● TASK DETAILS
List each line of the data in which the string "code" appears.

:: DATASET ROWS

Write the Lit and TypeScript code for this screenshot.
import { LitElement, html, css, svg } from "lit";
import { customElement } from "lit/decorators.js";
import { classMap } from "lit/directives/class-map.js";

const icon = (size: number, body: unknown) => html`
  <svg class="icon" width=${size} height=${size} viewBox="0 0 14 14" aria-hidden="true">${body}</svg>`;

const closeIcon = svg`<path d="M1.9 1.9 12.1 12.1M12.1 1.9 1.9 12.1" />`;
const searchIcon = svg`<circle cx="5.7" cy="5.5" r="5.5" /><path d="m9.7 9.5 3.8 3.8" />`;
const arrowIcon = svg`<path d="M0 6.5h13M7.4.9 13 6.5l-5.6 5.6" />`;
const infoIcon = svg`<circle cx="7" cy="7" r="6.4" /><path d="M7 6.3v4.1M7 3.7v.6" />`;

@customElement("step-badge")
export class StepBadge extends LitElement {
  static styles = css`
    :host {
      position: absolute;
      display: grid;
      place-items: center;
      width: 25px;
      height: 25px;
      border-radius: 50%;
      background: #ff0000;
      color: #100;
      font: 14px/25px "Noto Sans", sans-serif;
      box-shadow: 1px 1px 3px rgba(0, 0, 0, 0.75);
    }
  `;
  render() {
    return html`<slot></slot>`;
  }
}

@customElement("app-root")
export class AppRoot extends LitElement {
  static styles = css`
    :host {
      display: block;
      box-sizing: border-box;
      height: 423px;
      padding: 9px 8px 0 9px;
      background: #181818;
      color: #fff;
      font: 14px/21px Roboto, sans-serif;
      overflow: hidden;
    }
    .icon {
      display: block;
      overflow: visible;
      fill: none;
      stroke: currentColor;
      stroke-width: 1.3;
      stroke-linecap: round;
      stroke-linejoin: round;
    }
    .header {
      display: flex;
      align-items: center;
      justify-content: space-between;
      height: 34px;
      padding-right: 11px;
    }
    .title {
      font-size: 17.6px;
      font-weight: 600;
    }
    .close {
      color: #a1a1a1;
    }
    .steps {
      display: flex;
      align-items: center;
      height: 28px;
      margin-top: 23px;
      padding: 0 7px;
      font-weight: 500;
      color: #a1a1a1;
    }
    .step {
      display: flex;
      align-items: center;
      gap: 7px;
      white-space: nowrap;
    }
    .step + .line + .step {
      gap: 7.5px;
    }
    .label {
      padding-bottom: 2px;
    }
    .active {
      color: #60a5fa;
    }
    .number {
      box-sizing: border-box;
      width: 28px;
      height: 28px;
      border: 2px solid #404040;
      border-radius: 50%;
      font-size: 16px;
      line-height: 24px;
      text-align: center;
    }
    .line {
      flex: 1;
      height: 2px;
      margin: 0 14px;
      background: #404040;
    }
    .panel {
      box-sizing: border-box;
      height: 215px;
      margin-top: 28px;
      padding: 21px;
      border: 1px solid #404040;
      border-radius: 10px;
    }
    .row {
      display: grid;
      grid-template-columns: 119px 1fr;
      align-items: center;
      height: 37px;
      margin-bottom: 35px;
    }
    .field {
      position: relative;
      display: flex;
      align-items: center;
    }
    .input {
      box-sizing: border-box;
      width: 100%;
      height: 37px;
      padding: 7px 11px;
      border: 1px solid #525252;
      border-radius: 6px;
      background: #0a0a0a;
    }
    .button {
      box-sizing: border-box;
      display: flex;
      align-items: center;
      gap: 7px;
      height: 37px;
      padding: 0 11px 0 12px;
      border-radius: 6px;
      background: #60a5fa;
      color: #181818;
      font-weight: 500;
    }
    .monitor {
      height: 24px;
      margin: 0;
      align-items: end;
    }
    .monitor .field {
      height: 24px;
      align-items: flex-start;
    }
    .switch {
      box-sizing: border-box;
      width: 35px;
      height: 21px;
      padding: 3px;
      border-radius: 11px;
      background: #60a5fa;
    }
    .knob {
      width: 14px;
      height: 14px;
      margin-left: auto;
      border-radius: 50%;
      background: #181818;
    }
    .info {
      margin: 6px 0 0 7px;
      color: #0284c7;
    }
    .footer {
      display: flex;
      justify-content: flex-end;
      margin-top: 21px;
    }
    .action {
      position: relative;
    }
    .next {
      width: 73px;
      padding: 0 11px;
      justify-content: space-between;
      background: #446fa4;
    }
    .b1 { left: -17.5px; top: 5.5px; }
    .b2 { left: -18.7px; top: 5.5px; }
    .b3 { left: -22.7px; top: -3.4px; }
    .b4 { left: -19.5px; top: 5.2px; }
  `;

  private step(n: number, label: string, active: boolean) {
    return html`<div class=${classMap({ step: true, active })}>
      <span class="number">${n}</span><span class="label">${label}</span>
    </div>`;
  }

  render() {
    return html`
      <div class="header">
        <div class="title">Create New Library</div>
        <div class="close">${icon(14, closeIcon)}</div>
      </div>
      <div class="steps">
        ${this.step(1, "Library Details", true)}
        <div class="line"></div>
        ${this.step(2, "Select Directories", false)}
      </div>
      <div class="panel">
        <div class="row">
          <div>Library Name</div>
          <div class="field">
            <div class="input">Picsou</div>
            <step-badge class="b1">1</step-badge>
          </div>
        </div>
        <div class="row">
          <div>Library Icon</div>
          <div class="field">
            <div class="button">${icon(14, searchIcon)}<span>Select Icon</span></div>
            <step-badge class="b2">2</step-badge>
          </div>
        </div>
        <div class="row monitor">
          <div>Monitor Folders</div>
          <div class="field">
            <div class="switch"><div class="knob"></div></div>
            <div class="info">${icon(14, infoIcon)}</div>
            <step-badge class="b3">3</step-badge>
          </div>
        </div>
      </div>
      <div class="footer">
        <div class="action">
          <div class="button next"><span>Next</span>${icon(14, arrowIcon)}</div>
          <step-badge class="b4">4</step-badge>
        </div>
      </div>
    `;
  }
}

::::
:: DATASET ROWS

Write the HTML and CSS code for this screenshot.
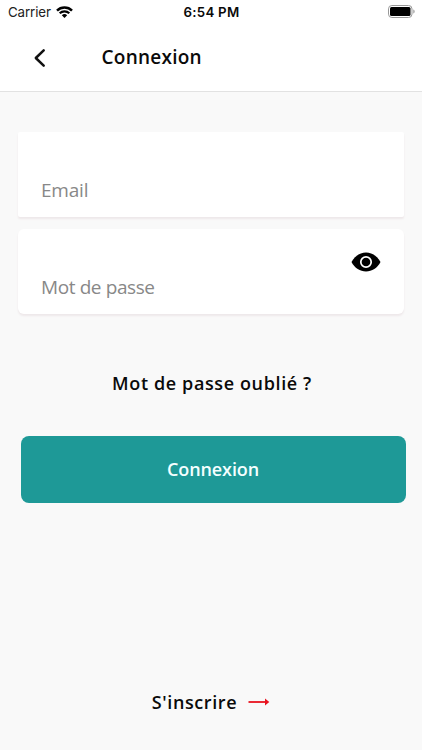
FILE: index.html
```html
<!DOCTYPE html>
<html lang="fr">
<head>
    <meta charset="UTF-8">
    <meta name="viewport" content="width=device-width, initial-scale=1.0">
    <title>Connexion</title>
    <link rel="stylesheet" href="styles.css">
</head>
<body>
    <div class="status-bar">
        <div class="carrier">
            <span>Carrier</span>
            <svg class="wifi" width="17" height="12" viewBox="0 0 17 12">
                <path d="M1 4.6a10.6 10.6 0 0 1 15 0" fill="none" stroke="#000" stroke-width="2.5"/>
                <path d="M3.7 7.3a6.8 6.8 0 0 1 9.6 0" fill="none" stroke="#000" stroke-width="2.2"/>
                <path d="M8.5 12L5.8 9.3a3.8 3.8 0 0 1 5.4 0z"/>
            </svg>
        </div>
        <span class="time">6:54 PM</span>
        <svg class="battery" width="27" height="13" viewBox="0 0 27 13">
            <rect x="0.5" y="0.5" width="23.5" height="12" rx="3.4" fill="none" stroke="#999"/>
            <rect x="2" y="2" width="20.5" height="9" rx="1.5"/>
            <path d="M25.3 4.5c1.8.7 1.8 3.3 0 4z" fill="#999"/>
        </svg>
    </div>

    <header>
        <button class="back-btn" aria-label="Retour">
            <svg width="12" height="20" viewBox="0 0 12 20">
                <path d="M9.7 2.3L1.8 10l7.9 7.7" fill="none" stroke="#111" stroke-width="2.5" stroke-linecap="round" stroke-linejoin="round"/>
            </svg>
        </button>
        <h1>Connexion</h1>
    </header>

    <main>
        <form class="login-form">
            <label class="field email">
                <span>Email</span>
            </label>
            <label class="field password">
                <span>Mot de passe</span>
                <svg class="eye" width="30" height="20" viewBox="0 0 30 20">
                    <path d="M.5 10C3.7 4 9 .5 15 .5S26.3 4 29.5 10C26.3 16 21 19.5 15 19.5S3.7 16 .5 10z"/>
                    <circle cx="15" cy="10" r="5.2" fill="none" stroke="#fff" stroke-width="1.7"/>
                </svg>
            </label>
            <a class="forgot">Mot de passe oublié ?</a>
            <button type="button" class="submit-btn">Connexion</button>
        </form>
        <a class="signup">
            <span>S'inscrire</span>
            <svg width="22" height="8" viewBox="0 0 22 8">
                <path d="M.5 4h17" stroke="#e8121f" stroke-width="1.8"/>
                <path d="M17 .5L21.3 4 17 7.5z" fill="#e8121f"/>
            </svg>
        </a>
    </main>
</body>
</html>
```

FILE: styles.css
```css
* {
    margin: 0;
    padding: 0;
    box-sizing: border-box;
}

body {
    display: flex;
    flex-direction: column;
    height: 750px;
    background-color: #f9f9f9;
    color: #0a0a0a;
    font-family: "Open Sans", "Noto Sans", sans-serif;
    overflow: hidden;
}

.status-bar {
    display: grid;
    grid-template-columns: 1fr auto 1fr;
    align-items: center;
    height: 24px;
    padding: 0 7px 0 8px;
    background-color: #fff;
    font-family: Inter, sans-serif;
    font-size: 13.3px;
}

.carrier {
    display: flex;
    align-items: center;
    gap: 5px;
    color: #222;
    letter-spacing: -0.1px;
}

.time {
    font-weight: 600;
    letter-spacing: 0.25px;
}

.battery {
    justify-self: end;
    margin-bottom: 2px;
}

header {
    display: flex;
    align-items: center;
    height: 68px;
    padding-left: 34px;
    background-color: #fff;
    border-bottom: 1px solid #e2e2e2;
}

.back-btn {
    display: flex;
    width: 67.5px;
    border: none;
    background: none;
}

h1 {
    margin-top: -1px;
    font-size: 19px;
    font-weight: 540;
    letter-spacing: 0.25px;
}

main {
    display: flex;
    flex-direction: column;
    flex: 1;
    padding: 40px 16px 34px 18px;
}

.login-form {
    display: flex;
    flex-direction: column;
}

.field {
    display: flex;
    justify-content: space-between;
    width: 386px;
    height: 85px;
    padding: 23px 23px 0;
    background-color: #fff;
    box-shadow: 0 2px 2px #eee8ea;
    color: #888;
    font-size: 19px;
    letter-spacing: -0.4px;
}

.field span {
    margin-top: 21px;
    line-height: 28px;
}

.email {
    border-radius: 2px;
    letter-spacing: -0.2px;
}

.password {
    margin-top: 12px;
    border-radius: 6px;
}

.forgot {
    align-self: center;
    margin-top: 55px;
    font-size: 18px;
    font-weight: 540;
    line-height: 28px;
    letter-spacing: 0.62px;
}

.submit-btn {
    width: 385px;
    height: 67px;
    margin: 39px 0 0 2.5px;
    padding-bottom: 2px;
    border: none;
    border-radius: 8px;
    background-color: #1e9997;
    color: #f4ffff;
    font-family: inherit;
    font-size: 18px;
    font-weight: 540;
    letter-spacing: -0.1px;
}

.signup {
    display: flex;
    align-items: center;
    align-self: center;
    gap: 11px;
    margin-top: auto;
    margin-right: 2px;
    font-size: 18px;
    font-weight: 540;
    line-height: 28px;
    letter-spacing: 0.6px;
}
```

::::

● ANSWER FOR THE TASK
Write the Lit and TypeScript code for this screenshot.
Write the HTML and CSS code for this screenshot.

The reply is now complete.